Thaksin is still believed to wield huge influence and will continue to “conduct the music behind the scenes” for the ruling Pheu Thai party — led by his daughter Paetongtarn Shinawatra — but how much political power he can now exercise is unclear, said Thitinan Pongsudhirak, a professor of political science at Bangkok’s Chulalongkorn University.

Thaksin’s original eight-year sentence was commuted to only a year by King Maha Vajiralongkorn on Sept. 1, shortly after he voluntarily returned from more than a decade of self-imposed exile.

Justice Minister Tawee Sodsong confirmed the approval of Thaksin’s parole last week, saying he is in the eligible category of inmates who have serious illnesses, are disabled or are aged over 70. Thaksin is 74 years old.

Thaksin will still have to report to parole officers every month for the remainder of his sentence and will have a travel restriction, but he is not required to wear an ankle monitor due to his age and health conditions, officials have said.

But he is not yet clear of all legal hurdles. Thai officials said earlier this month that they have reopened an investigation into allegations of defaming the monarchy made against Thaksin almost nine years ago. If the Office of the Attorney General decides to indict him, Thaksin could be detained again.

Thaksin arrived back in his homeland the same day Srettha Thavisin of the Pheu Thai party — the latest incarnation in a string of parties Thaksin has supported since he was removed from office — secured the post of prime minister with the support of military-linked parties. Thaksin was sent straight to prison after his arrival but was moved almost immediately to the hospital on grounds of ill health, without spending a single night behind bars.

Opponents have charged that serving his sentence in a hospital was a special privilege.

After his 2006 ouster, Thaksin’s supporters and opponents continued their struggle with violent fights in the streets, contests at the ballot box, showdowns in the courts and another coup in 2014 that ousted a government that had been formed by Thaksin’s sister.

Thaksin, a telecommunications billionaire who used his fortune to build a populist political party, was once considered a symbol for a different Thailand. Parties he has controlled polled first in every general election until last year, when a more progressive rival topped the field. The Move Forward party’s unexpected win pointed to a strong mandate from voters for real structural change in Thai politics, and its reformist policy proposals alarmed the conservative forces more than Pheu Thai ever did.

Thaksin announced his plan to return just days before Thailand headed to polls last year when the Pheu Thai party was considered the frontrunner.
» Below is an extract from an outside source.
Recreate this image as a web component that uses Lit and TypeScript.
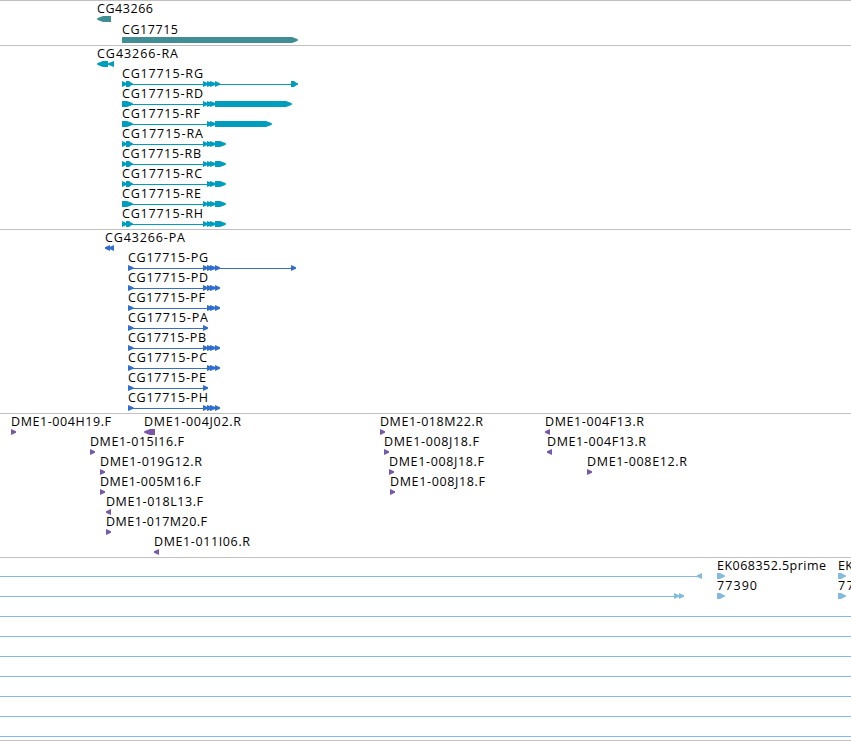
import { css, html, LitElement, svg } from 'lit';
import { customElement } from 'lit/decorators.js';

// start, end; start > end is a glyph on the reverse strand
type Span = [number, number];

interface Feature {
  name?: string;
  x: number;
  width?: number;
  spans: Span[];
  line?: Span;
}

interface Track {
  kind: string;
  rows: Feature[][];
}

const gene = (name: string, x: number, width: number, spans: Span[], line?: Span): Feature => ({
  name,
  x,
  width,
  spans,
  line,
});

const read = (name: string, x: number, width: number, end: number, reverse = false): Feature => ({
  name: `DME1-${name}`,
  x,
  width,
  spans: [reverse ? [end, x] : [x, end]],
});

const START: Span[] = [[122, 127], [126, 133]];
const MIDDLE: Span[] = [[203, 208], [207, 213], [210, 216]];
const TAIL: Span = [215, 226];
const CDS: Span[] = [[128, 133.5], [203, 208], [207, 213], [210, 216], [215, 220]];
const CDS_SHORT: Span[] = [[128, 133.5], [207, 213], [210, 216], [215, 220]];

const TRACKS: Track[] = [
  {
    kind: 'gene',
    rows: [
      [gene('CG43266', 97, 56, [[111, 97]])],
      [gene('CG17715', 122, 56, [[122, 298]])],
    ],
  },
  {
    kind: 'mrna',
    rows: [
      [gene('CG43266-RA', 97, 81, [[108, 97], [114, 108]])],
      [gene('CG17715-RG', 122, 81, [...START, ...MIDDLE, [215, 220], [291, 298]], [122, 298])],
      [gene('CG17715-RD', 122, 81, [[122, 133], ...MIDDLE, [215, 292]], [122, 220])],
      [gene('CG17715-RF', 122, 78, [[122, 133], [207, 213], [210, 216], [215, 272]], [122, 220])],
      [gene('CG17715-RA', 122, 81, [...START, ...MIDDLE, TAIL], [122, 220])],
      [gene('CG17715-RB', 122, 79, [...START, ...MIDDLE, TAIL], [122, 220])],
      [gene('CG17715-RC', 122, 80, [...START, [207, 213], [210, 216], TAIL], [122, 220])],
      [gene('CG17715-RE', 122, 79, [[122, 133], ...MIDDLE, TAIL], [122, 220])],
      [gene('CG17715-RH', 122, 81, [...START, ...MIDDLE, TAIL], [122, 220])],
    ],
  },
  {
    kind: 'cds',
    rows: [
      [gene('CG43266-PA', 105, 80, [[110, 105], [114, 109]])],
      [gene('CG17715-PG', 128, 80, [...CDS, [291, 296]], [128, 295])],
      [gene('CG17715-PD', 128, 80, CDS, [128, 218])],
      [gene('CG17715-PF', 128, 77, CDS_SHORT, [128, 218])],
      [gene('CG17715-PA', 128, 80, [[128, 133.5], [203, 208]], [128, 207])],
      [gene('CG17715-PB', 128, 78, CDS, [128, 218])],
      [gene('CG17715-PC', 128, 79, CDS_SHORT, [128, 218])],
      [gene('CG17715-PE', 128, 78, [[128, 133.5], [203, 208]], [128, 207])],
      [gene('CG17715-PH', 128, 80, CDS, [128, 218])],
    ],
  },
  {
    kind: 'read',
    rows: [
      [
        read('004H19.F', 11, 100, 16),
        read('004J02.R', 144, 97, 155, true),
        read('018M22.R', 380, 103, 385),
        read('004F13.R', 545, 99, 550, true),
      ],
      [
        read('015I16.F', 90, 94, 95),
        read('008J18.F', 384, 95, 389),
        read('004F13.R', 547, 99, 552, true),
      ],
      [
        read('019G12.R', 100, 102, 105),
        read('008J18.F', 389, 95, 394),
        read('008E12.R', 587, 100, 592),
      ],
      [read('005M16.F', 100, 101, 105), read('008J18.F', 390, 95, 395)],
      [read('018L13.F', 106, 97, 111, true)],
      [read('017M20.F', 106, 101, 111)],
      [read('011I06.R', 154, 96, 159, true)],
    ],
  },
  {
    kind: 'insertion',
    rows: [
      [
        { x: 0, spans: [[702, 697]], line: [0, 700] },
        gene('EK068352.5prime', 717, 109, [[717, 725]]),
        gene('EK', 838, 15, [[838, 846]]),
      ],
      [
        { x: 0, spans: [[674, 679], [679, 684]], line: [0, 682] },
        gene('77390', 717, 40, [[717, 725]]),
        gene('77', 838, 16, [[838, 846]]),
      ],
      ...Array.from({ length: 7 }, (): Feature[] => [{ x: 0, spans: [], line: [0, 851] }]),
    ],
  },
];

@customElement('app-root')
export class AppRoot extends LitElement {
  static styles = css`
    :host {
      display: block;
      width: 851px;
      height: 741px;
      overflow: hidden;
      background: #fff;
    }
    .track {
      border-top: 1px solid #c0c0c0;
      padding-bottom: 3px;
      color: #7859a8;
    }
    .gene {
      padding-bottom: 2px;
      color: #408d93;
    }
    .mrna {
      color: #009dbf;
    }
    .cds {
      color: #326ecb;
    }
    .insertion {
      padding-bottom: 2px;
      border-bottom: 1px solid #c0c0c0;
      color: #83bbdf;
    }
    svg {
      display: block;
      width: 100%;
      height: 20px;
      overflow: visible;
      fill: currentColor;
    }
    .gene svg {
      height: 21px;
    }
    text {
      font-family: 'Open Sans', 'DejaVu Sans', sans-serif;
      font-size: 12.5px;
      fill: #000;
    }
  `;

  glyph([from, to]: Span) {
    const dir = to > from ? 1 : -1;
    const length = Math.abs(to - from);
    if (length <= 6) {
      return svg`<path d="M${from} 15L${to} 17.2V18.8L${from} 21Z" />`;
    }
    // longer glyphs have a body and a stepped tip
    const neck = to - dir * Math.min(6, length - 3);
    return svg`<path d="M${from} 15H${neck}L${to - dir * 2} 16.6L${to} 17.6V18.6L${
      to - dir * 2
    } 19.6L${neck} 21H${from}Z" />`;
  }

  feature({ name, x, width, spans, line }: Feature) {
    return svg`
      ${line ? svg`<rect x=${line[0]} y="18" width=${line[1] - line[0]} height="1" />` : ''}
      ${spans.map((span) => this.glyph(span))}
      ${name ? svg`<text x=${x} y="12" textLength=${width}>${name}</text>` : ''}
    `;
  }

  render() {
    return TRACKS.map(
      ({ kind, rows }) => html`
        <div class="track ${kind}">
          ${rows.map((row) => html`<svg>${row.map((item) => this.feature(item))}</svg>`)}
        </div>
      `
    );
  }
}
His movement faded after the party finished second in the election, but after repeated delays, his return plan seemed to become more solidified as Move Forward struggled to win enough support to form the government.

Move Forward was blocked from taking power when the members of the military-appointed Senate refused to approve its candidate for prime minister.

Military-backed parties fared badly in the election, and Thailand’s royalist conservative establishment was believed to have favoured reconciliation with Thaksin’s political machine in order to keep the more progressive Move Forward party out of power. The runner-up Pheu Thai then put together a governing coalition including conservative parties that was acceptable to the Senate and formed the current government.

Pheu Thai has since softened its anti-military line and many reform agendas it promised during the election campaign.

Real change that voters had hoped to see after the election has become unlikely under this government, and the Pheu Thai party now “functions as a representative of Thailand’s conservative forces to keep the status quo,” said Puangthong Pawakapan, a professor of political science at Chulalongkorn University.

Puangthong says that Pheu Thai has lost a substantial number of supporters and that the party’s image is compromised after the wheeling and dealing it employed to take power, but she thinks it will not affect its stability as a government as long as the party “does not touch the (old) power and major capitalists.”